Peter Phillips, Sales Director, Ecommerce @ Kenshoo
Direct-to-consumer brands are a key signal that retail is evolving rapidly. These companies were just a small part of the marketplace just a few decades ago, but with the rise of the Internet, these direct-to-consumer brands are finding ways to build relationships with shoppers and cut out the high costs of distributing through retailers.
If you spend any amount of time on social media, chances are, you have stumbled across direct-to-consumer brands, such as Warby Parker or Glossier. At a time when many older, enterprise brands are wringing their hands trying to figure out how to connect with younger audiences, direct-to-consumer companies have met these audiences where they live–on Instagram and other social media platforms.
Direct-to-consumer brands have become so popular, in fact, that eMarketer reports 40% of internet users predict that direct-to-consumer brands will account for 40% of their purchases in the next five years. And while D2C brands all started online, they are certainly not content to stay there.
Direct-to-consumer brands are businesses that use digital and mobile channels to sell goods directly to the buyer. For example, on Instagram, hundreds of clothing brands with very limited product lines have been able to connect with exactly the right consumer through sophisticated ad targeting techniques. So if you are a Los Angeles-based company that sells only retro leather jackets, connecting with a young, hip crowd that has expressed an interest in vintage styles is easier than ever before.

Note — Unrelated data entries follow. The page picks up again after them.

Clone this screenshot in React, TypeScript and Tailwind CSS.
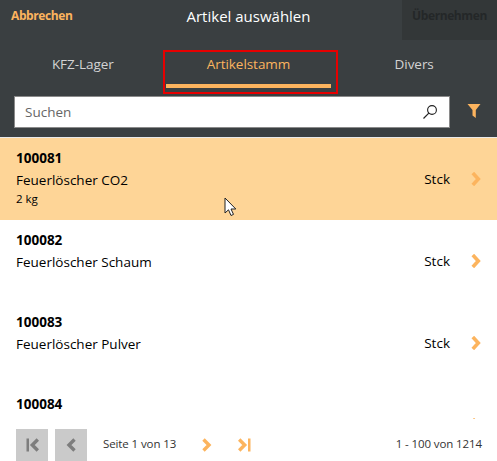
import { useState } from "react";

const items = [
  { id: "100081", name: "Feuerlöscher CO2", sub: "2 kg" },
  { id: "100082", name: "Feuerlöscher Schaum" },
  { id: "100083", name: "Feuerlöscher Pulver" },
  { id: "100084", name: "Feuerlöscher Wasser" },
];

function Chevron({ className }: { className?: string }) {
  return (
    <svg viewBox="0 0 10 14" className={className}>
      <path d="M1.8 1 L7.3 7 L1.8 13" fill="none" stroke="#fcb45e" strokeWidth="3.6" />
    </svg>
  );
}

function Pager({ dir, end, disabled }: { dir: "left" | "right"; end?: boolean; disabled?: boolean }) {
  const color = disabled ? "#7d7d7d" : "#fcb45e";
  const flip = dir === "left";
  return (
    <div className={`w-8 h-8 flex items-center justify-center ${disabled ? "bg-[#cacaca]" : ""}`}>
      <svg viewBox="0 0 14 14" className={`w-[14px] h-[14px] ${flip ? "-scale-x-100" : ""}`}>
        <path d={end ? "M1.2 1.5 L6.7 7 L1.2 12.5" : "M3.5 1.5 L9 7 L3.5 12.5"} fill="none" stroke={color} strokeWidth="3.4" />
        {end && <rect x="10" y="0.5" width="2.5" height="13" fill={color} />}
      </svg>
    </div>
  );
}

export default function App() {
  const [tab, setTab] = useState("Artikelstamm");
  return (
    <div className="relative w-[497px] h-[461px] overflow-hidden bg-white flex flex-col font-['Open_Sans','Noto_Sans',sans-serif]">
      {/* Header */}
      <div className="bg-[#3a3f41] h-[138px] flex-none border-b border-b-[#e8e8e8]">
        <div className="relative flex items-center justify-between h-10">
          <span className="pl-[11px] pb-2 text-[12px] font-bold tracking-[-0.4px] text-[#fcb45e]">Abbrechen</span>
          <span className="absolute left-0 right-0 text-center pb-[7px] text-[15px] text-white pointer-events-none">Artikel auswählen</span>
          <span className="w-[95px] h-10 bg-[#333738] flex items-center justify-center pb-2 text-[12px] font-bold tracking-[-0.4px] text-[#242728]">Übernehmen</span>
        </div>
        <div className="grid grid-cols-3 mt-[10px] h-[38px]">
          {["KFZ-Lager", "Artikelstamm", "Divers"].map((t) => (
            <button
              key={t}
              onClick={() => setTab(t)}
              className={`h-[38px] pb-[5px] text-[13.5px] tracking-[-0.05px] border-b-4 ${
                tab === t ? "text-[#fcb45e] border-b-[#fcb45e]" : "text-[#d3d3d3] border-b-transparent"
              }`}
            >
              {t}
            </button>
          ))}
        </div>
        <div className="flex items-center mt-[8px] pl-[14px]">
          <div className="w-[436px] h-8 flex items-center justify-between bg-white border border-[#8a8a8a] pl-[10px] pr-[11px]">
            <span className="text-[13.5px] pt-[1px] text-[#666666]">Suchen</span>
            <svg viewBox="0 0 16 16" className="w-4 h-4">
              <circle cx="10" cy="6" r="4.4" fill="none" stroke="#222" strokeWidth="1.1" />
              <path d="M6.8 9.2 L1.5 14.5" stroke="#222" strokeWidth="1.2" />
            </svg>
          </div>
          <svg viewBox="0 0 14 16" className="w-[14px] h-4 ml-[17px] mb-[3px]">
            <path d="M0.5 1 H13.5 L8.8 7 V15 L5.5 12.5 V7 Z" fill="#fcb45e" />
          </svg>
        </div>
      </div>

      {/* List */}
      <div className="flex-1 min-h-0 overflow-hidden">
        {items.map((item, i) => (
          <div key={item.id} className={`h-[82px] flex items-center pl-4 pr-4 text-black ${i === 0 ? "bg-[#fed597]" : ""}`}>
            <div className="flex-1 self-start pt-[10px]">
              <div className="text-[13.5px] leading-[20px] font-bold">{item.id}</div>
              <div className="text-[13.5px] leading-[20px] mt-[2px]">{item.name}</div>
              {item.sub && <div className="text-[11.5px] leading-[18px]">{item.sub}</div>}
            </div>
            <span className="text-[13.5px] mr-[21px]">Stck</span>
            <Chevron className="w-[10px] h-[14px]" />
          </div>
        ))}
      </div>

      {/* Footer */}
      <div className="absolute left-0 right-0 bottom-0 h-[42px] bg-white flex items-end pl-4 pr-[15px]">
        <Pager dir="left" end disabled />
        <div className="ml-[7px]">
          <Pager dir="left" disabled />
        </div>
        <span className="self-center mt-[8px] ml-4 text-[11.5px] tracking-[-0.1px] text-[#333333]">Seite 1 von 13</span>
        <div className="ml-[15px]">
          <Pager dir="right" />
        </div>
        <div className="ml-[6px]">
          <Pager dir="right" end />
        </div>
        <span className="ml-auto self-center mt-[8px] text-[11.5px] tracking-[-0.1px] text-[#333333]">1 - 100 von 1214</span>
      </div>

      {/* Red annotation box */}
      <div className="absolute left-[163px] top-[50px] w-[175px] h-[44px] border-2 border-[#e60000] pointer-events-none" />

      {/* Mouse cursor */}
      <svg viewBox="0 0 13 20" className="absolute left-[224px] top-[197px] w-[13px] h-5">
        <path d="M1 1 V16 L4.5 12.8 L7 18.5 L9.5 17.4 L7 12 H11.8 Z" fill="white" stroke="#222" strokeWidth="1" />
      </svg>
    </div>
  );
}
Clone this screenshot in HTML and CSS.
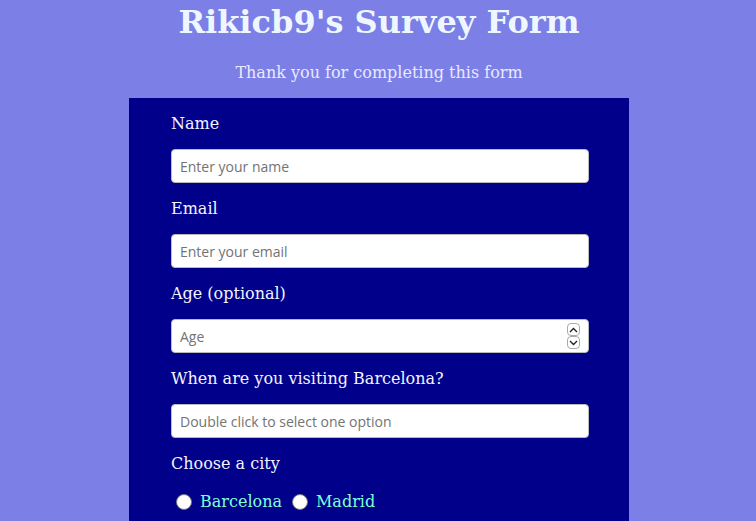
FILE: index.html
```html
<!DOCTYPE html>
<html>
<head>
<meta charset="utf-8">
<link rel="stylesheet" href="styles.css">
</head>
<body>
<h1 class="title">Rikicb9's Survey Form</h1>
<p class="subtitle">Thank you for completing this form</p>
<form class="survey">
  <label class="field-label">Name</label>
  <input class="field" type="text" placeholder="Enter your name">
  <label class="field-label">Email</label>
  <input class="field" type="email" placeholder="Enter your email">
  <label class="field-label">Age (optional)</label>
  <div class="number-wrap">
    <input class="field" type="number" placeholder="Age">
    <div class="spinner">
      <span class="spin-btn"><svg width="9" height="6" viewBox="0 0 9 6"><path d="M1 5 L4.5 1.5 L8 5" fill="none" stroke="#222" stroke-width="1.4"/></svg></span>
      <span class="spin-btn"><svg width="9" height="6" viewBox="0 0 9 6"><path d="M1 1 L4.5 4.5 L8 1" fill="none" stroke="#222" stroke-width="1.4"/></svg></span>
    </div>
  </div>
  <label class="field-label">When are you visiting Barcelona?</label>
  <input class="field" type="text" placeholder="Double click to select one option">
  <label class="field-label">Choose a city</label>
  <div class="radios">
    <label class="radio"><span class="radio-dot"></span>Barcelona</label>
    <label class="radio"><span class="radio-dot"></span>Madrid</label>
  </div>
</form>
</body>
</html>
```
FILE: styles.css
```css
html, body {
  margin: 0;
  padding: 0;
}
body {
  background: #7b7fe6;
  font-family: "DejaVu Serif", serif;
  height: 521px;
  overflow: hidden;
  padding-left: 2px;
  box-sizing: border-box;
}
.title {
  margin: 0;
  padding-top: 2px;
  text-align: center;
  color: #eef6ff;
  font-size: 32px;
  font-weight: bold;
  line-height: 40px;
}
.subtitle {
  margin: 0;
  padding-top: 19px;
  text-align: center;
  color: #eaeaff;
  font-size: 16px;
  line-height: 24px;
}
.survey {
  width: 500px;
  margin: 13px auto 0;
  background: #00008b;
  padding: 12px 40px 20px 42px;
  box-sizing: border-box;
  display: flex;
  flex-direction: column;
  min-height: 440px;
}
.field-label {
  color: #f4f4ff;
  font-size: 16px;
  line-height: 24px;
  margin-top: 2px;
  margin-bottom: 13px;
}
.field {
  width: 418px;
  height: 34px;
  box-sizing: border-box;
  border: 1px solid #bbb;
  border-radius: 4px;
  background: #fff;
  padding: 0 8px;
  font-family: "Open Sans", sans-serif;
  font-size: 14px;
  margin: 0 0 12px;
}
.field::placeholder {
  color: #737373;
}
.number-wrap {
  position: relative;
  width: 418px;
}
.number-wrap .field::-webkit-inner-spin-button,
.number-wrap .field::-webkit-outer-spin-button {
  -webkit-appearance: none;
  margin: 0;
}
.spinner {
  position: absolute;
  right: 9px;
  top: 4px;
  display: flex;
  flex-direction: column;
}
.spin-btn {
  width: 13px;
  height: 13px;
  box-sizing: border-box;
  border: 1px solid #aaa;
  border-radius: 4px;
  display: flex;
  align-items: center;
  justify-content: center;
  background: #fff;
}
.radios {
  display: flex;
  gap: 10px;
  padding-left: 5px;
  margin-top: 1px;
}
.radio {
  display: flex;
  align-items: center;
  color: #7fffd4;
  font-size: 16px;
  line-height: 24px;
}
.radio-dot {
  width: 16px;
  height: 16px;
  box-sizing: border-box;
  border-radius: 50%;
  background: #fff;
  border: 1px solid #777;
  margin-right: 8px;
}
```
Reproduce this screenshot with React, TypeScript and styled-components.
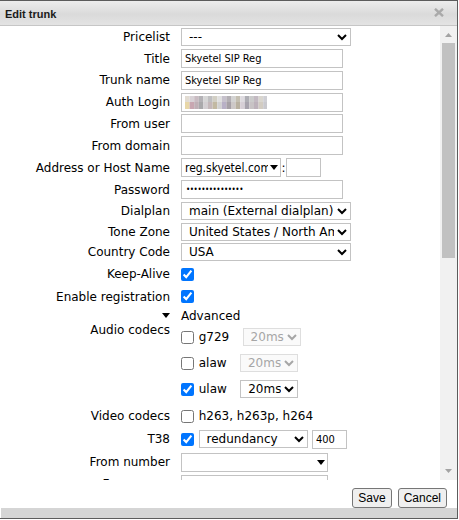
import React from "react";
import styled, { createGlobalStyle } from "styled-components";

const Global = createGlobalStyle`
  html, body { margin: 0; padding: 0; background: #fff; }
  body { font-family: "DejaVu Sans", Verdana, sans-serif; font-size: 12px; color: #000; }
`;

const Window = styled.div`
  width: 458px;
  height: 519px;
  box-sizing: border-box;
  border-top: 1px solid #5c5c5c;
  border-right: 1px solid #5c5c5c;
  border-bottom: 1px solid #5c5c5c;
  display: flex;
  flex-direction: column;
  background: #fff;
  overflow: hidden;
`;

const TitleBar = styled.div`
  height: 25px;
  flex: none;
  box-sizing: border-box;
  display: flex;
  align-items: center;
  justify-content: space-between;
  padding: 0 13px 0 5px;
  background: linear-gradient(#ededed, #dadada 55%, #e3e3e3);
  border-bottom: 1px solid #c6c6c6;
`;

const Title = styled.span`
  font: bold 11px "Liberation Sans", Arial, sans-serif;
  color: #1a1a1a;
  margin-top: 1px;
`;

const CloseIcon = styled.svg`
  display: block;
  margin-top: -2px;
`;

const Body = styled.div`
  height: 454px;
  flex: none;
  display: flex;
`;

const Scroller = styled.div`
  flex: 1;
  min-width: 0;
  overflow: hidden;
`;

const ScrollBar = styled.div`
  width: 17px;
  flex: none;
  display: flex;
  flex-direction: column;
  background: #f1f1f1;
`;

const ScrollButton = styled.div<{ $pad: string }>`
  height: 17px;
  flex: none;
  display: flex;
  justify-content: center;
  align-items: flex-start;
  padding-top: ${(p) => p.$pad};
  box-sizing: border-box;
`;

const ScrollTrack = styled.div`
  flex: 1;
  padding: 0 2px;
  display: flex;
  flex-direction: column;
`;

const ScrollThumb = styled.div`
  height: 215px;
  background: #c1c1c1;
  flex: none;
`;

const Form = styled.div`
  display: grid;
  grid-template-columns: 170px 1fr;
  column-gap: 11px;
  row-gap: 2.75px;
  padding: 2.3px 0 0;
  align-items: center;
`;

const Label = styled.div<{ $top?: boolean; $lh?: number }>`
  text-align: right;
  white-space: nowrap;
  line-height: ${(p) => p.$lh ?? 14}px;
  align-self: ${(p) => (p.$top ? "start" : "center")};
`;

const Cell = styled.div<{ $h?: number; $gap?: number }>`
  display: flex;
  align-items: center;
  min-height: ${(p) => p.$h ?? 0}px;
  gap: ${(p) => p.$gap ?? 0}px;
`;

const inputFont = `11px "DejaVu Sans Condensed", "Liberation Sans", sans-serif`;

const TextInput = styled.input<{ $w: number }>`
  width: ${(p) => p.$w}px;
  height: 19px;
  box-sizing: border-box;
  border: 1px solid #c3c3c3;
  border-radius: 0;
  padding: 0 3px;
  margin: 0;
  font: ${inputFont};
  color: #000;
  background: #fff;
  outline: none;
`;

const PasswordInput = styled(TextInput)`
  font-size: 8px;
  letter-spacing: -0.45px;
  padding-left: 4px;
`;

const FieldBox = styled.div<{ $w: number }>`
  width: ${(p) => p.$w}px;
  height: 19px;
  box-sizing: border-box;
  border: 1px solid #c3c3c3;
  display: flex;
  align-items: center;
  padding: 0 3px;
`;

const Select = styled.select<{ $w: number }>`
  width: ${(p) => p.$w}px;
  height: 18px;
  box-sizing: border-box;
  border: 1px solid #c3c3c3;
  border-radius: 0;
  background-color: #fff;
  font: 12px "DejaVu Sans", Verdana, sans-serif;
  color: #000;
  padding: 0 0 0 3px;
  margin: 0;
  outline: none;
  &:disabled {
    color: #a6a6a6;
    border-color: #dedede;
    background-color: #fafafa;
    opacity: 1;
  }
`;

const Combo = styled.div<{ $w: number }>`
  width: ${(p) => p.$w}px;
  height: 19.5px;
  box-sizing: border-box;
  border: 1px solid #c3c3c3;
  display: flex;
  align-items: center;
  gap: 2px;
  padding: 0 2.5px 0 3px;
  background: #fff;
`;

const ComboText = styled.span`
  flex: 1;
  min-width: 0;
  overflow: hidden;
  white-space: nowrap;
  font: ${inputFont};
  font-size: 12px;
`;

const Colon = styled.span`
  display: inline-block;
  width: 5px;
  text-align: center;
`;

const Check = styled.input`
  width: 13px;
  height: 13px;
  margin: 0;
  flex: none;
`;

const CheckLabel = styled.label`
  display: inline-flex;
  align-items: center;
  gap: 4.7px;
  white-space: nowrap;
  line-height: 14px;
`;

const Toggle = styled.div`
  display: flex;
  justify-content: flex-end;
  align-items: center;
  height: 12px;
`;

const ToggleText = styled.div`
  line-height: 12px;
  height: 12px;
`;

const CodecList = styled.div`
  display: flex;
  flex-direction: column;
  gap: 6px;
  padding: 3.2px 0 4px;
`;

const CodecLine = styled.div`
  display: flex;
  align-items: center;
  height: 20px;
`;

const CodecSelect = styled(Select)`
  margin-left: 13.4px;
`;

const Footer = styled.div`
  height: 28px;
  flex: none;
  box-sizing: border-box;
  display: flex;
  justify-content: flex-end;
  align-items: flex-start;
  gap: 6px;
  padding: 8px 10px 0 0;
`;

const Button = styled.button`
  height: 20px;
  padding: 0 5px;
  margin: 0;
  font: 12px "Liberation Sans", Arial, sans-serif;
  color: #000;
  background: #efefef;
  border: 1px solid #767676;
  border-radius: 3px;
`;

const BottomStrip = styled.div`
  height: 10px;
  flex: none;
  background: #d5d5d5;
  margin-left: 1px;
`;

const Triangle = ({ w = 8, h = 5, up = false, color = "#000" }: { w?: number; h?: number; up?: boolean; color?: string }) => (
  <svg width={w} height={h} viewBox={`0 0 ${w} ${h}`} style={{ flex: "none", display: "block" }}>
    <polygon points={up ? `0,${h} ${w},${h} ${w / 2},0` : `0,0 ${w},0 ${w / 2},${h}`} fill={color} />
  </svg>
);

const mosaicTop = [
  "#e2dcd2", "#d8d2d6", "#c9bcc2", "#b4b2b6", "#d6d6d6", "#bfbfc1", "#d2cfc4", "#e0e0e0",
  "#c6c1cc", "#b3afb4", "#d3d3d3", "#c4bfb2", "#dedbe0", "#aeaeb4", "#cbcbcb", "#c3bac2",
  "#d9d6cf", "#cfcfd4",
];
const mosaicBottom = [
  "#e8d7a8", "#c8a7b1", "#bfb0b6", "#a9a9ab", "#d3cfd2", "#c4b8ba", "#c2b9a2", "#d1d1d1",
  "#b8b0c6", "#a6a0a6", "#cdc8c8", "#b9b1a1", "#d6cfd6", "#a7a3ad", "#c8c3c5", "#bdb2bb",
  "#d2ccc2", "#c9c9ce",
];

const Mosaic = () => (
  <svg width={82} height={13} viewBox="0 0 82 13" style={{ display: "block" }}>
    {mosaicTop.map((c, i) => (
      <rect key={"t" + i} x={i * 4.6} y={0} width={4.6} height={6} fill={c} />
    ))}
    {mosaicBottom.map((c, i) => (
      <rect key={"b" + i} x={i * 4.6} y={6} width={4.6} height={7} fill={c} />
    ))}
  </svg>
);

const codecs = [
  { name: "g729", on: false },
  { name: "alaw", on: false },
  { name: "ulaw", on: true },
];

export default function App() {
  return (
    <>
      <Global />
      <Window>
        <TitleBar>
          <Title>Edit trunk</Title>
          <CloseIcon width="10" height="9" viewBox="0 0 10 9">
            <path d="M1 0.8 L9 8.2 M9 0.8 L1 8.2" stroke="#a9a9a9" strokeWidth="2.4" />
          </CloseIcon>
        </TitleBar>
        <Body>
          <Scroller>
            <Form>
              <Label>Pricelist</Label>
              <Cell>
                <Select $w={170} defaultValue="---">
                  <option>---</option>
                </Select>
              </Cell>

              <Label>Title</Label>
              <Cell>
                <TextInput $w={162} defaultValue="Skyetel SIP Reg" />
              </Cell>

              <Label>Trunk name</Label>
              <Cell>
                <TextInput $w={162} defaultValue="Skyetel SIP Reg" />
              </Cell>

              <Label>Auth Login</Label>
              <Cell>
                <FieldBox $w={162}>
                  <Mosaic />
                </FieldBox>
              </Cell>

              <Label>From user</Label>
              <Cell>
                <TextInput $w={162} />
              </Cell>

              <Label>From domain</Label>
              <Cell>
                <TextInput $w={162} />
              </Cell>

              <Label>Address or Host Name</Label>
              <Cell>
                <Combo $w={100}>
                  <ComboText>reg.skyetel.com</ComboText>
                  <Triangle />
                </Combo>
                <Colon>:</Colon>
                <TextInput $w={35} />
              </Cell>

              <Label>Password</Label>
              <Cell>
                <PasswordInput $w={162} type="password" defaultValue="skyetelpasswd12" />
              </Cell>

              <Label>Dialplan</Label>
              <Cell>
                <Select $w={170}>
                  <option>main (External dialplan)</option>
                </Select>
              </Cell>

              <Label>Tone Zone</Label>
              <Cell>
                <Select $w={170}>
                  <option>United States / North America</option>
                </Select>
              </Cell>

              <Label>Country Code</Label>
              <Cell>
                <Select $w={170}>
                  <option>USA</option>
                </Select>
              </Cell>

              <Label>Keep-Alive</Label>
              <Cell $h={20}>
                <Check type="checkbox" defaultChecked />
              </Cell>

              <Label>Enable registration</Label>
              <Cell $h={20}>
                <Check type="checkbox" defaultChecked />
              </Cell>

              <Toggle>
                <Triangle w={8} h={5} />
              </Toggle>
              <ToggleText>Advanced</ToggleText>

              <Label $top $lh={12}>Audio codecs</Label>
              <CodecList>
                {codecs.map((c) => (
                  <CodecLine key={c.name}>
                    <CheckLabel>
                      <Check type="checkbox" defaultChecked={c.on} />
                      {c.name}
                    </CheckLabel>
                    <CodecSelect $w={58} disabled={!c.on}>
                      <option>20ms</option>
                    </CodecSelect>
                  </CodecLine>
                ))}
              </CodecList>

              <Label>Video codecs</Label>
              <Cell $h={20}>
                <CheckLabel>
                  <Check type="checkbox" />
                  h263, h263p, h264
                </CheckLabel>
              </Cell>

              <Label>T38</Label>
              <Cell $h={21} $gap={4.5}>
                <Check type="checkbox" defaultChecked />
                <Select $w={109}>
                  <option>redundancy</option>
                </Select>
                <TextInput $w={35} defaultValue="400" />
              </Cell>

              <Label>From number</Label>
              <Cell>
                <Combo $w={147}>
                  <ComboText />
                  <Triangle />
                </Combo>
              </Cell>

              <Label>From name</Label>
              <Cell>
                <TextInput $w={147} />
              </Cell>
            </Form>
          </Scroller>
          <ScrollBar>
            <ScrollButton $pad="7px">
              <Triangle w={7} h={4} up color="#a3a3a3" />
            </ScrollButton>
            <ScrollTrack>
              <ScrollThumb />
            </ScrollTrack>
            <ScrollButton $pad="6px">
              <Triangle w={7} h={4} color="#a3a3a3" />
            </ScrollButton>
          </ScrollBar>
        </Body>
        <Footer>
          <Button>Save</Button>
          <Button>Cancel</Button>
        </Footer>
        <BottomStrip />
      </Window>
    </>
  );
}
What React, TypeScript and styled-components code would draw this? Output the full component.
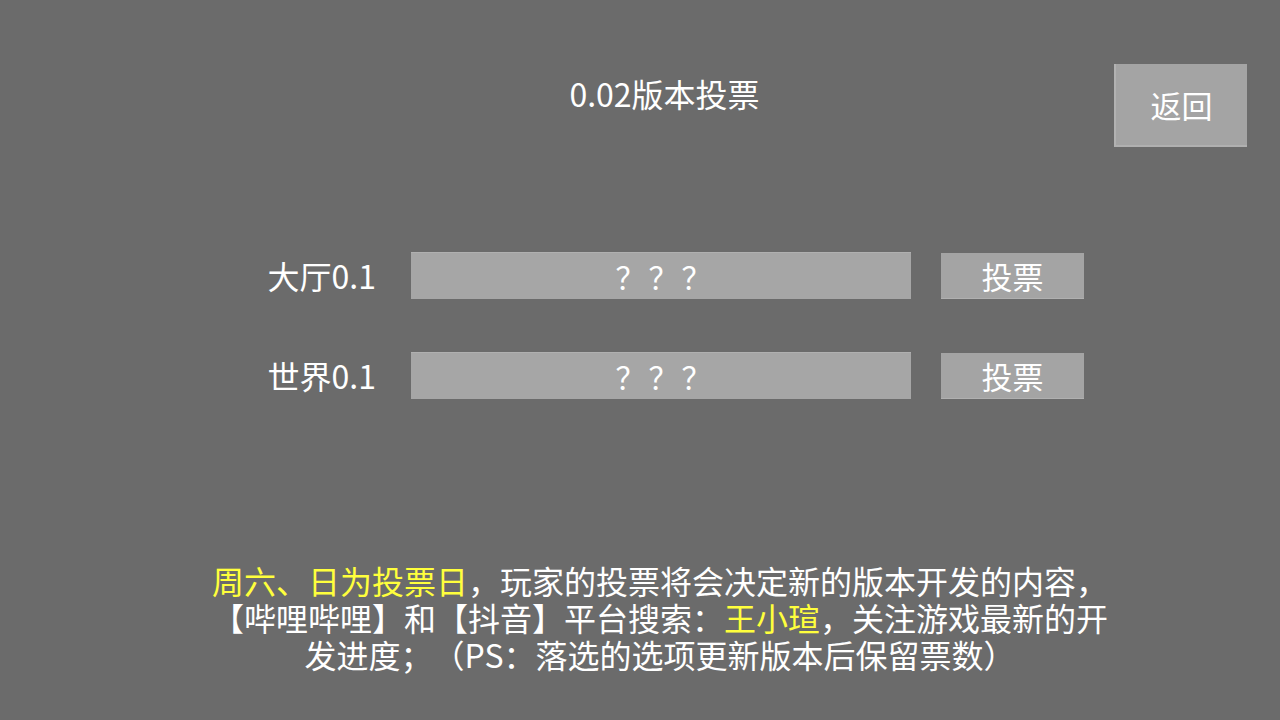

These brands are revolutionizing the ways in which we shop. In the not-too-distant past, shoppers would head to their local mall or department store in order to pick up all the clothing, cosmetics, and home goods they needed in just one place. But the rise of direct-to-consumer brands offers shoppers more choices than ever before, which means they are sometimes skipping the big department stores in favor of more niche solutions.
But does the rise of D2C mean the end of brick-and-mortar? Probably not.
Some direct-to-consumer brands are being incorporated into larger brands. On July 20, 2016, Unilever paid $1 billion for Dollar Shave Club, a startup that began when its founder needed to unload a ton surplus of razors he bought at a huge discount. For legacy companies, like Unilever, that are increasingly finding themselves losing favor with younger audiences, investing in direct-to-consumer startups such as Dollar Shave Club that come with loyal millennial and Gen Z fanbases is a smart way to tap into new audiences.
But brands that get popular online do not necessarily stay purely online. Many D2C brands are moving offline into the physical retail market. One great example is a millennial favorite, eyeglass startup Warby Parker. What started as an inexpensive eyewear option for hipsters in-the-know online has become a pretty successful brick-and-mortar venture. Though shoppers can still buy their Warby Parkers online, the brand also has 60 retail stores throughout the U.S. along with two in Canada where fans can try out products in person.
While it is hard to get an exact count of all the direct-to-consumer brands that are moving to brick and mortar, eMarketer has created a pretty great roundup of some of the biggest brands moving offline. One of the leaders in the charge is Fabletics, a sportswear brand that started as a subscription service. The company now hopes to conquer the offline retail market by launching 75 physical locations in the near future.
Well, sales, obviously. But in addition to sales, having physical locations can actually drive online traffic and vice versa, according to industry insiders:
“One of the benefits of having retail locations is we can use it to build awareness,” Mark Simmons, executive vice president of marketing at custom furniture startup Burrow told eMarketer. “A lot of the events and partnerships we do are to help bring people in, so they can experience the product firsthand.
When prospective buyers stumble upon a great product in their local mall or shopping center, they are likely to check out the product online. The opposite is also true. When cosmetics startup and Instagram darling Glossier launched its Manhattan showroom in 2016, fans lined up to try out the products in person, creating a hype that lead to permanent physical locations in New York and Los Angeles as well as popups in cities like Seattle, not to mention $100 million in sales in 2018 alone.
Brick and mortar predictions are often doom and gloom reports about the death of physical retail. But in reality, brick and mortar isn’t dying, it’s simply transitioning to an integrated online/offline experience that better serves customers no matter where they are shopping.